The slams dunks and home runs and touchdowns of the publishing industry are called good reads (not good books), and they are created by people called authors. What the publishing industry should be doing is trumpeting good reads in the same way that the NBA trumpets posterizing dunks. Yes, the dunker (author) is important, too, but it’s the action of the game — the moments of the game — that sell the player, not the other way around.
Where is the platform-independent marketing effort for content as entertainment? Where is the industry-wide campaign showing famous authors at work, reading a line or two that cracks them up, or makes them smile, or makes the audience want to hear more? Where is the action? Where are the words? Why play by the old rules?
Update: The first crack in the NBA’s new rule.
— Mark Barrett
They aren’t helping themselves by letting people go into squealing fits about the Kindle and having Amazon stand around saying “uh, yeah, uh, we, uh, we won’t, uh, we won’t do that again, uh, yeah, uh, okay?”

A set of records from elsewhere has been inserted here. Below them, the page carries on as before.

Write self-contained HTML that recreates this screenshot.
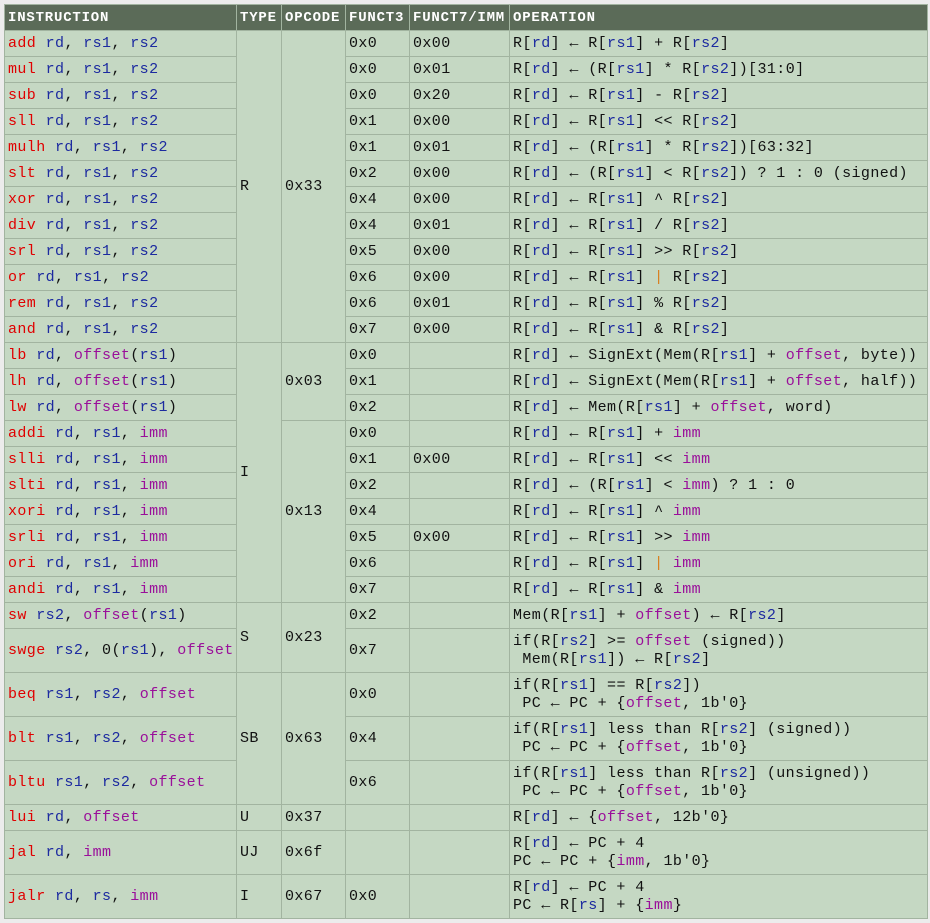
<!DOCTYPE html>
<html><head><meta charset="utf-8"><style>
body{margin:0;background:#ececec;width:930px;height:923px;overflow:hidden;font-family:"Liberation Mono","DejaVu Sans Mono",monospace;}
table{position:absolute;left:4px;top:4px;border-collapse:collapse;table-layout:fixed;width:923px;background:#c5d8c3;}
td,th{border:1px solid #a2b4a0;padding:0 0 0 3px;font-size:15px;letter-spacing:0.4px;color:#111;white-space:pre;vertical-align:middle;overflow:hidden;}
th{background:#5b6b58;color:#fff;font-weight:bold;font-size:14px;letter-spacing:0.8px;text-align:left;height:24px;border-color:#a2b4a0;}
tr{height:26px}
tr.t{height:44px}
td{line-height:18px}
.i{color:#e00000}.b{color:#1c2aa0}.p{color:#9a0f9a}.o{color:#d88020}
</style></head><body>
<table>
<colgroup><col style="width:232px"><col style="width:45px"><col style="width:64px"><col style="width:64px"><col style="width:100px"><col style="width:418px"></colgroup>
<tr><th>INSTRUCTION</th><th>TYPE</th><th>OPCODE</th><th>FUNCT3</th><th>FUNCT7/IMM</th><th>OPERATION</th></tr>
<tr><td><span class="i">add</span> <span class="b">rd</span>, <span class="b">rs1</span>, <span class="b">rs2</span></td><td rowspan="12">R</td><td rowspan="12">0x33</td><td>0x0</td><td>0x00</td><td>R[<span class="b">rd</span>] ← R[<span class="b">rs1</span>] + R[<span class="b">rs2</span>]</td></tr>
<tr><td><span class="i">mul</span> <span class="b">rd</span>, <span class="b">rs1</span>, <span class="b">rs2</span></td><td>0x0</td><td>0x01</td><td>R[<span class="b">rd</span>] ← (R[<span class="b">rs1</span>] * R[<span class="b">rs2</span>])[31:0]</td></tr>
<tr><td><span class="i">sub</span> <span class="b">rd</span>, <span class="b">rs1</span>, <span class="b">rs2</span></td><td>0x0</td><td>0x20</td><td>R[<span class="b">rd</span>] ← R[<span class="b">rs1</span>] - R[<span class="b">rs2</span>]</td></tr>
<tr><td><span class="i">sll</span> <span class="b">rd</span>, <span class="b">rs1</span>, <span class="b">rs2</span></td><td>0x1</td><td>0x00</td><td>R[<span class="b">rd</span>] ← R[<span class="b">rs1</span>] &lt;&lt; R[<span class="b">rs2</span>]</td></tr>
<tr><td><span class="i">mulh</span> <span class="b">rd</span>, <span class="b">rs1</span>, <span class="b">rs2</span></td><td>0x1</td><td>0x01</td><td>R[<span class="b">rd</span>] ← (R[<span class="b">rs1</span>] * R[<span class="b">rs2</span>])[63:32]</td></tr>
<tr><td><span class="i">slt</span> <span class="b">rd</span>, <span class="b">rs1</span>, <span class="b">rs2</span></td><td>0x2</td><td>0x00</td><td>R[<span class="b">rd</span>] ← (R[<span class="b">rs1</span>] &lt; R[<span class="b">rs2</span>]) ? 1 : 0 (signed)</td></tr>
<tr><td><span class="i">xor</span> <span class="b">rd</span>, <span class="b">rs1</span>, <span class="b">rs2</span></td><td>0x4</td><td>0x00</td><td>R[<span class="b">rd</span>] ← R[<span class="b">rs1</span>] ^ R[<span class="b">rs2</span>]</td></tr>
<tr><td><span class="i">div</span> <span class="b">rd</span>, <span class="b">rs1</span>, <span class="b">rs2</span></td><td>0x4</td><td>0x01</td><td>R[<span class="b">rd</span>] ← R[<span class="b">rs1</span>] / R[<span class="b">rs2</span>]</td></tr>
<tr><td><span class="i">srl</span> <span class="b">rd</span>, <span class="b">rs1</span>, <span class="b">rs2</span></td><td>0x5</td><td>0x00</td><td>R[<span class="b">rd</span>] ← R[<span class="b">rs1</span>] &gt;&gt; R[<span class="b">rs2</span>]</td></tr>
<tr><td><span class="i">or</span> <span class="b">rd</span>, <span class="b">rs1</span>, <span class="b">rs2</span></td><td>0x6</td><td>0x00</td><td>R[<span class="b">rd</span>] ← R[<span class="b">rs1</span>] <span class="o">|</span> R[<span class="b">rs2</span>]</td></tr>
<tr><td><span class="i">rem</span> <span class="b">rd</span>, <span class="b">rs1</span>, <span class="b">rs2</span></td><td>0x6</td><td>0x01</td><td>R[<span class="b">rd</span>] ← R[<span class="b">rs1</span>] % R[<span class="b">rs2</span>]</td></tr>
<tr><td><span class="i">and</span> <span class="b">rd</span>, <span class="b">rs1</span>, <span class="b">rs2</span></td><td>0x7</td><td>0x00</td><td>R[<span class="b">rd</span>] ← R[<span class="b">rs1</span>] &amp; R[<span class="b">rs2</span>]</td></tr>
<tr><td><span class="i">lb</span> <span class="b">rd</span>, <span class="p">offset</span>(<span class="b">rs1</span>)</td><td rowspan="10">I</td><td rowspan="3">0x03</td><td>0x0</td><td></td><td>R[<span class="b">rd</span>] ← SignExt(Mem(R[<span class="b">rs1</span>] + <span class="p">offset</span>, byte))</td></tr>
<tr><td><span class="i">lh</span> <span class="b">rd</span>, <span class="p">offset</span>(<span class="b">rs1</span>)</td><td>0x1</td><td></td><td>R[<span class="b">rd</span>] ← SignExt(Mem(R[<span class="b">rs1</span>] + <span class="p">offset</span>, half))</td></tr>
<tr><td><span class="i">lw</span> <span class="b">rd</span>, <span class="p">offset</span>(<span class="b">rs1</span>)</td><td>0x2</td><td></td><td>R[<span class="b">rd</span>] ← Mem(R[<span class="b">rs1</span>] + <span class="p">offset</span>, word)</td></tr>
<tr><td><span class="i">addi</span> <span class="b">rd</span>, <span class="b">rs1</span>, <span class="p">imm</span></td><td rowspan="7">0x13</td><td>0x0</td><td></td><td>R[<span class="b">rd</span>] ← R[<span class="b">rs1</span>] + <span class="p">imm</span></td></tr>
<tr><td><span class="i">slli</span> <span class="b">rd</span>, <span class="b">rs1</span>, <span class="p">imm</span></td><td>0x1</td><td>0x00</td><td>R[<span class="b">rd</span>] ← R[<span class="b">rs1</span>] &lt;&lt; <span class="p">imm</span></td></tr>
<tr><td><span class="i">slti</span> <span class="b">rd</span>, <span class="b">rs1</span>, <span class="p">imm</span></td><td>0x2</td><td></td><td>R[<span class="b">rd</span>] ← (R[<span class="b">rs1</span>] &lt; <span class="p">imm</span>) ? 1 : 0</td></tr>
<tr><td><span class="i">xori</span> <span class="b">rd</span>, <span class="b">rs1</span>, <span class="p">imm</span></td><td>0x4</td><td></td><td>R[<span class="b">rd</span>] ← R[<span class="b">rs1</span>] ^ <span class="p">imm</span></td></tr>
<tr><td><span class="i">srli</span> <span class="b">rd</span>, <span class="b">rs1</span>, <span class="p">imm</span></td><td>0x5</td><td>0x00</td><td>R[<span class="b">rd</span>] ← R[<span class="b">rs1</span>] &gt;&gt; <span class="p">imm</span></td></tr>
<tr><td><span class="i">ori</span> <span class="b">rd</span>, <span class="b">rs1</span>, <span class="p">imm</span></td><td>0x6</td><td></td><td>R[<span class="b">rd</span>] ← R[<span class="b">rs1</span>] <span class="o">|</span> <span class="p">imm</span></td></tr>
<tr><td><span class="i">andi</span> <span class="b">rd</span>, <span class="b">rs1</span>, <span class="p">imm</span></td><td>0x7</td><td></td><td>R[<span class="b">rd</span>] ← R[<span class="b">rs1</span>] &amp; <span class="p">imm</span></td></tr>
<tr><td><span class="i">sw</span> <span class="b">rs2</span>, <span class="p">offset</span>(<span class="b">rs1</span>)</td><td rowspan="2">S</td><td rowspan="2">0x23</td><td>0x2</td><td></td><td>Mem(R[<span class="b">rs1</span>] + <span class="p">offset</span>) ← R[<span class="b">rs2</span>]</td></tr>
<tr class="t"><td><span class="i">swge</span> <span class="b">rs2</span>, 0(<span class="b">rs1</span>), <span class="p">offset</span></td><td>0x7</td><td></td><td>if(R[<span class="b">rs2</span>] &gt;= <span class="p">offset</span> (signed))
 Mem(R[<span class="b">rs1</span>]) ← R[<span class="b">rs2</span>]</td></tr>
<tr class="t"><td><span class="i">beq</span> <span class="b">rs1</span>, <span class="b">rs2</span>, <span class="p">offset</span></td><td rowspan="3">SB</td><td rowspan="3">0x63</td><td>0x0</td><td></td><td>if(R[<span class="b">rs1</span>] == R[<span class="b">rs2</span>])
 PC ← PC + {<span class="p">offset</span>, 1b'0}</td></tr>
<tr class="t"><td><span class="i">blt</span> <span class="b">rs1</span>, <span class="b">rs2</span>, <span class="p">offset</span></td><td>0x4</td><td></td><td>if(R[<span class="b">rs1</span>] less than R[<span class="b">rs2</span>] (signed))
 PC ← PC + {<span class="p">offset</span>, 1b'0}</td></tr>
<tr class="t"><td><span class="i">bltu</span> <span class="b">rs1</span>, <span class="b">rs2</span>, <span class="p">offset</span></td><td>0x6</td><td></td><td>if(R[<span class="b">rs1</span>] less than R[<span class="b">rs2</span>] (unsigned))
 PC ← PC + {<span class="p">offset</span>, 1b'0}</td></tr>
<tr><td><span class="i">lui</span> <span class="b">rd</span>, <span class="p">offset</span></td><td>U</td><td>0x37</td><td></td><td></td><td>R[<span class="b">rd</span>] ← {<span class="p">offset</span>, 12b'0}</td></tr>
<tr class="t"><td><span class="i">jal</span> <span class="b">rd</span>, <span class="p">imm</span></td><td>UJ</td><td>0x6f</td><td></td><td></td><td>R[<span class="b">rd</span>] ← PC + 4
PC ← PC + {<span class="p">imm</span>, 1b'0}</td></tr>
<tr class="t"><td><span class="i">jalr</span> <span class="b">rd</span>, <span class="b">rs</span>, <span class="p">imm</span></td><td>I</td><td>0x67</td><td>0x0</td><td></td><td>R[<span class="b">rd</span>] ← PC + 4
PC ← R[<span class="b">rs</span>] + {<span class="p">imm</span>}</td></tr>
</table>
</body></html>
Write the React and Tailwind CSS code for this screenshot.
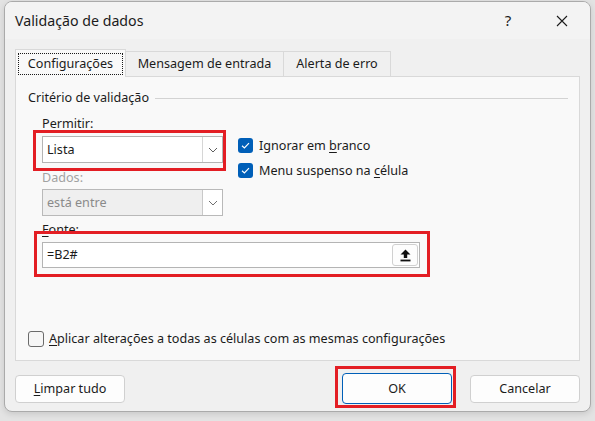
import React from "react";

const font = { fontFamily: '"Noto Sans", "Open Sans", sans-serif' };

function Chevron({ color = "#5f5f5f" }) {
  return (
    <svg width="10" height="6" viewBox="0 0 10 6" fill="none">
      <path d="M1 1 L5 5 L9 1" stroke={color} strokeWidth="1" />
    </svg>
  );
}

function Check() {
  return (
    <svg width="11" height="11" viewBox="0 0 11 11" fill="none">
      <path d="M2 5.8 L4.4 8 L9 3.2" stroke="white" strokeWidth="1.2" />
    </svg>
  );
}

function CheckedBox() {
  return (
    <div className="w-[15px] h-[15px] rounded-[3px] bg-[#005fb8] flex items-center justify-center shrink-0">
      <Check />
    </div>
  );
}

function U({ children }) {
  return <span className="underline underline-offset-[1.5px] decoration-1">{children}</span>;
}

export default function App() {
  return (
    <div
      className="relative w-[595px] h-[421px] bg-[#e3e3e3] pt-[1px] pl-[4px] overflow-hidden text-[12.6px] text-[#1b1b1b]"
      style={font}
    >
      <div className="w-[587px] h-[411px] rounded-[8px] border border-[#aaaaaa] bg-[#f0f0f0] flex flex-col overflow-hidden shadow-[0_2px_6px_rgba(0,0,0,0.12)]">
        {/* Title bar */}
        <div className="h-[37px] shrink-0 bg-[#f3f3f3] flex items-center pl-[10px]">
          <div className="text-[14.2px] leading-[20px] flex-1">Validação de dados</div>
          <div className="text-[15px] w-[20px] text-center mr-[38px]">?</div>
          <svg width="12" height="12" viewBox="0 0 12 12" className="mr-[22px]">
            <path d="M1 1 L11 11 M11 1 L1 11" stroke="#1b1b1b" strokeWidth="1.1" />
          </svg>
        </div>

        {/* Body */}
        <div className="flex flex-col px-[10px] pt-[10px]">
          {/* Tabs */}
          <div className="flex items-end h-[27px] relative z-10">
            <div className="w-[111px] h-[28px] border border-b-0 border-[#d9d9d9] bg-[#f9f9f9] pt-[3px] px-[2px] -mb-px">
              <div className="h-[22px] border border-dotted border-[#1b1b1b] flex items-center justify-center leading-[18px]">
                Configurações
              </div>
            </div>
            <div className="w-[158px] h-[25px] border border-l-0 border-b-0 border-[#d9d9d9] bg-[#f0f0f0] flex items-center justify-center leading-[18px]">
              Mensagem de entrada
            </div>
            <div className="w-[107px] h-[25px] border border-l-0 border-b-0 border-[#d9d9d9] bg-[#f0f0f0] flex items-center justify-center leading-[18px]">
              Alerta de erro
            </div>
          </div>

          {/* Panel */}
          <div className="w-[565px] h-[285px] border border-[#d9d9d9] bg-[#f9f9f9] flex flex-col">
            <div className="flex items-center mt-[12px] pl-[12px] pr-[11px] h-[18px]">
              <span className="leading-[18px]">Critério de validação</span>
              <div className="flex-1 h-px bg-[#d3d3d3] ml-[6px]" />
            </div>

            <div className="flex pl-[26px] mt-[8px]">
              <div className="flex flex-col w-[181px]">
                <div className="leading-[18px]">
                  <U>P</U>ermitir:
                </div>
                <div className="mt-[3px] h-[27px] border border-[#b4b4b4] bg-white flex items-center">
                  <span className="flex-1 pl-[4px] leading-[18px]">Lista</span>
                  <div className="w-[20px] h-full border-l border-[#d6d6d6] flex items-center justify-center">
                    <Chevron />
                  </div>
                </div>
                <div className="mt-[6px] leading-[18px] text-[#a2a2a2]">Dados:</div>
                <div className="mt-[2px] h-[27px] border border-[#b9b9b9] bg-[#efefef] flex items-center">
                  <span className="flex-1 pl-[4px] leading-[18px] text-[#8a8a8a]">está entre</span>
                  <div className="w-[20px] h-[25px] border-l border-[#c9c9c9] bg-white flex items-center justify-center">
                    <Chevron color="#707070" />
                  </div>
                </div>
              </div>
              <div className="flex flex-col ml-[15px] mt-[23px] gap-[10px]">
                <div className="flex items-center gap-[6px] h-[15px]">
                  <CheckedBox />
                  <span className="leading-[18px]">
                    Ignorar em <U>b</U>ranco
                  </span>
                </div>
                <div className="flex items-center gap-[6px] h-[15px]">
                  <CheckedBox />
                  <span className="leading-[18px]">
                    Menu suspenso na <U>c</U>élula
                  </span>
                </div>
              </div>
            </div>

            <div className="pl-[26px] mt-[5px] leading-[18px]">
              <U>F</U>onte:
            </div>
            <div className="ml-[26px] mt-[3px] w-[378px] h-[26px] border border-[#b4b4b4] bg-white flex items-center">
              <span className="flex-1 pl-[4px] leading-[18px]">=B2#</span>
              <div className="w-[26px] h-[22px] mr-px rounded-[3px] border border-[#d0d0d0] bg-[#fdfdfd] flex items-center justify-center">
                <svg width="11" height="13" viewBox="0 0 11 13">
                  <path d="M5.5 0.5 L10.5 5.5 L7.2 5.5 L7.2 9 L3.8 9 L3.8 5.5 L0.5 5.5 Z" fill="#111" />
                  <rect x="0.5" y="10.6" width="10" height="1.8" fill="#111" />
                </svg>
              </div>
            </div>

            <div className="flex items-center pl-[12px] mt-[62px] h-[18px]">
              <div className="w-[16px] h-[16px] rounded-[3px] border border-[#6b6b6b] bg-[#f6f6f6] shrink-0" />
              <span className="ml-[5px] leading-[18px]">
                <U>A</U>plicar alterações a todas as células com as mesmas configurações
              </span>
            </div>
          </div>

          {/* Buttons */}
          <div className="flex items-center mt-[12px] h-[31px]">
            <div className="w-[110px] h-[28px] rounded-[4px] border border-[#d0d0d0] bg-[#fdfdfd] flex items-center justify-center leading-[18px]">
              <span>
                <U>L</U>impar tudo
              </span>
            </div>
            <div className="flex-1" />
            <div className="w-[110px] h-[31px] rounded-[4px] border border-[#005fb8] bg-[#fdfdfd] flex items-center justify-center leading-[18px]">
              OK
            </div>
            <div className="w-[110px] h-[28px] ml-[18px] rounded-[4px] border border-[#d0d0d0] bg-[#fdfdfd] flex items-center justify-center leading-[18px]">
              Cancelar
            </div>
          </div>
        </div>
      </div>

      {/* Red annotation boxes */}
      <div className="absolute left-[33px] top-[130px] w-[193px] h-[41px] border-[3px] border-[#e31e24]" />
      <div className="absolute left-[34px] top-[231px] w-[396px] h-[46px] border-[3px] border-[#e31e24]" />
      <div className="absolute left-[335px] top-[366px] w-[121px] h-[42px] border-[3px] border-[#e31e24]" />
    </div>
  );
}
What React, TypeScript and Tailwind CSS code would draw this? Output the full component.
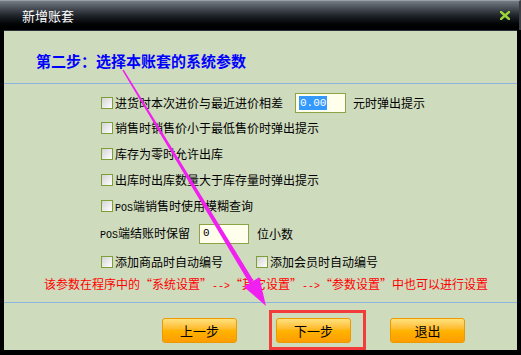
import React from "react";

const Box = () => (
  <span className="inline-block w-[12px] h-[12px] shrink-0 border border-[#7f9d39] bg-linear-to-br from-[#d4d4d4] to-white" />
);

const Btn = ({ label }: { label: string }) => (
  <div className="w-[75px] h-[25px] rounded-[3px] border border-[#eb9a00] bg-linear-to-b from-[#ffe27a] via-[#ffb400] to-[#ff9c00] flex items-center justify-center text-[13px] text-black">
    {label}
  </div>
);

const M = ({ children }: { children: React.ReactNode }) => (
  <span className="font-['Liberation_Mono',monospace] text-[10px]">{children}</span>
);

const LQ = () => <span className="inline-block w-[12px] text-right">“</span>;
const RQ = () => <span className="inline-block w-[12px] text-left">”</span>;

export default function App() {
  return (
    <div className="relative w-[521px] h-[355px] bg-black overflow-hidden font-['Noto_Sans_CJK_SC','Noto_Sans',sans-serif] text-[12px] text-black">
      {/* title bar */}
      <div className="h-[30px] flex items-center justify-between border-t border-[#9aa0a8] border-r-2 border-r-[#3a3e44] bg-linear-to-b from-[#767c84] via-[#20252c] to-black">
        <span className="pl-[22px] text-[13px] text-white leading-none">新增账套</span>
        <svg width="10" height="9" viewBox="0 0 10 9" className="mr-[9px]">
          <path d="M1 1 L9 8 M9 1 L1 8" stroke="#9bd33a" strokeWidth="2.4" strokeLinecap="square" />
        </svg>
      </div>
      {/* body */}
      <div className="ml-[4px] w-[513px] h-[320px] bg-[#cfdbbd] border-t border-[#2a3038] flex flex-col">
        <div className="pt-[19px] pl-[32px] h-[41px] text-[15px] font-bold text-[#0000ff] leading-[22px]">
          第二步：选择本账套的系统参数
        </div>
        <div className="mt-[11px] h-px bg-[#8db4dc]" />
        <div className="mt-[6px] pl-[97px] flex flex-col">
          <div className="h-[25px] flex items-center">
            <Box />
            <span className="ml-[2px]">进货时本次进价与最近进价相差</span>
            <div className="ml-[12px] w-[51px] h-[20px] border border-[#8ba446] bg-[#ffffec] flex items-center pl-[3px]">
              <span className="bg-[#3399ff] text-white leading-[14px] px-[1px] font-['Liberation_Mono',monospace] text-[11px]">0.00</span>
            </div>
            <span className="ml-[7px]">元时弹出提示</span>
          </div>
          <div className="h-[25px] flex items-center">
            <Box />
            <span className="ml-[2px]">销售时销售价小于最低售价时弹出提示</span>
          </div>
          <div className="h-[27px] flex items-center">
            <Box />
            <span className="ml-[2px]">库存为零时允许出库</span>
          </div>
          <div className="h-[25px] flex items-center">
            <Box />
            <span className="ml-[2px]">出库时出库数量大于库存量时弹出提示</span>
          </div>
          <div className="h-[28px] flex items-center">
            <Box />
            <span className="ml-[2px]"><M>POS</M>端销售时使用模糊查询</span>
          </div>
          <div className="h-[27px] flex items-center -ml-[1px]">
            <span><M>POS</M>端结账时保留</span>
            <div className="ml-[9px] w-[50px] h-[20px] border border-[#8ba446] bg-[#ffffec] flex items-center pl-[3px]">
              <span className="font-['Liberation_Mono',monospace] text-[11px]">0</span>
            </div>
            <span className="ml-[8px]">位小数</span>
          </div>
          <div className="h-[29px] flex items-center">
            <Box />
            <span className="ml-[2px] w-[141px]">添加商品时自动编号</span>
            <Box />
            <span className="ml-[2px]">添加会员时自动编号</span>
          </div>
        </div>
        <div className="h-[16px] pl-[40px] flex items-center text-[#ff0000] whitespace-nowrap">
          <span>
            该参数在程序中的<LQ />系统设置<RQ /><M>--&gt;</M><LQ />其它设置<RQ /><M>--&gt;</M><LQ />参数设置<RQ />中也可以进行设置
          </span>
        </div>
        <div className="mt-[10px] h-px bg-[#8db4dc]" />
        <div className="mt-[15px] pl-[158px] flex gap-[39px]">
          <Btn label="上一步" />
          <Btn label="下一步" />
          <Btn label="退出" />
        </div>
      </div>

      {/* annotation: red box */}
      <div className="absolute left-[269px] top-[310px] w-[97px] h-[40px] border-[3px] border-[#f23c3c]" />
      {/* annotation: magenta arrow */}
      <svg className="absolute left-0 top-0 pointer-events-none" width="521" height="355" viewBox="0 0 521 355">
        <polygon points="122.4,70.4 123.6,69.6 253.6,280.7 249.4,283.3" fill="#f020f0" />
        <polygon points="266,306 243.8,286.7 259.2,277.3" fill="#f020f0" />
      </svg>
    </div>
  );
}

That said: I think that digital books should cost no more than ten dollars a copy. I think that hardcover books should cost fifty dollars a copy. I can get the Kindle app on my Iphone for FREE. Hardcover books are a luxury item.
“That said: I think that digital books should cost no more than ten dollars a copy.”
I don’t have a fixed number in mind, but I’m certain that prices are coming down. Way down.
The carnage to the current incarnation of the publishing industry (and the other content industries) will be considerable. Maybe only the film business will escape relatively unscathed, because of the insanely high cost of production in that medium.